Written task -
Omit any picture, and return the remaining data exactly as written.

Given data -
>>

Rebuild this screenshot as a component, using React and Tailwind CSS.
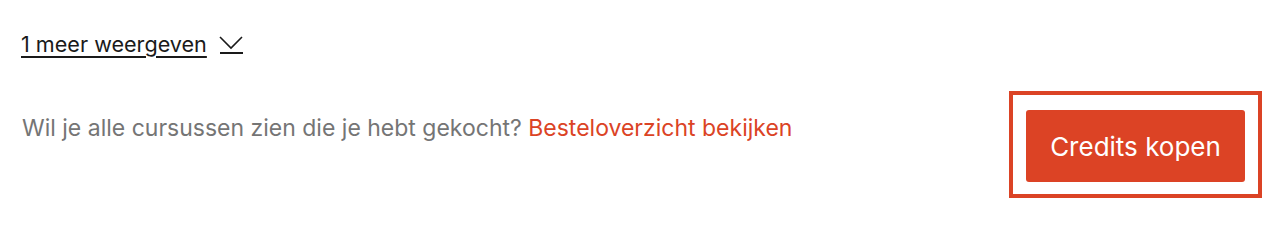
import React from 'react'

const ChevronDown = () => (
  <svg width="24" height="20" viewBox="0 0 24 20" fill="none" className="ml-3 shrink-0 mt-[2px]">
    <path d="M1 2l11 11L23 2" stroke="#1a1a1a" strokeWidth="1.6" />
    <path d="M1 18h23" stroke="#1a1a1a" strokeWidth="2" />
  </svg>
)

export default function App() {
  return (
    <div className="w-[1272px] h-[212px] bg-white font-['Inter',sans-serif] overflow-hidden">
      {/* Toon meer */}
      <div className="pl-[21px] pt-[32px]">
        <button className="flex items-center text-[#1a1a1a] text-[21.6px] leading-[24px]">
          <span className="underline underline-offset-[4px] decoration-[1.5px]">1 meer weergeven</span>
          <ChevronDown />
        </button>
      </div>

      {/* Footer row */}
      <div className="flex items-start justify-between pl-[22px] pr-[10px] mt-[35px]">
        <p className="mt-[23px] text-[23px] text-[#757575] leading-[28px]">
          Wil je alle cursussen zien die je hebt gekocht?{' '}
          <a className="text-[#db4325]">Besteloverzicht bekijken</a>
        </p>
        <div className="border-[4px] border-[#db4325] px-[13px] pt-[15px] pb-[12px]">
          <button className="w-[219px] h-[72px] bg-[#dc4325] rounded-[3px] text-white text-[26px]">
            Credits kopen
          </button>
        </div>
      </div>
    </div>
  )
}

<<

Result of the exercise -
Rebuild this screenshot as a component, using React and Tailwind CSS.
import React from 'react'

const ChevronDown = () => (
  <svg width="24" height="20" viewBox="0 0 24 20" fill="none" className="ml-3 shrink-0 mt-[2px]">
    <path d="M1 2l11 11L23 2" stroke="#1a1a1a" strokeWidth="1.6" />
    <path d="M1 18h23" stroke="#1a1a1a" strokeWidth="2" />
  </svg>
)

export default function App() {
  return (
    <div className="w-[1272px] h-[212px] bg-white font-['Inter',sans-serif] overflow-hidden">
      {/* Toon meer */}
      <div className="pl-[21px] pt-[32px]">
        <button className="flex items-center text-[#1a1a1a] text-[21.6px] leading-[24px]">
          <span className="underline underline-offset-[4px] decoration-[1.5px]">1 meer weergeven</span>
          <ChevronDown />
        </button>
      </div>

      {/* Footer row */}
      <div className="flex items-start justify-between pl-[22px] pr-[10px] mt-[35px]">
        <p className="mt-[23px] text-[23px] text-[#757575] leading-[28px]">
          Wil je alle cursussen zien die je hebt gekocht?{' '}
          <a className="text-[#db4325]">Besteloverzicht bekijken</a>
        </p>
        <div className="border-[4px] border-[#db4325] px-[13px] pt-[15px] pb-[12px]">
          <button className="w-[219px] h-[72px] bg-[#dc4325] rounded-[3px] text-white text-[26px]">
            Credits kopen
          </button>
        </div>
      </div>
    </div>
  )
}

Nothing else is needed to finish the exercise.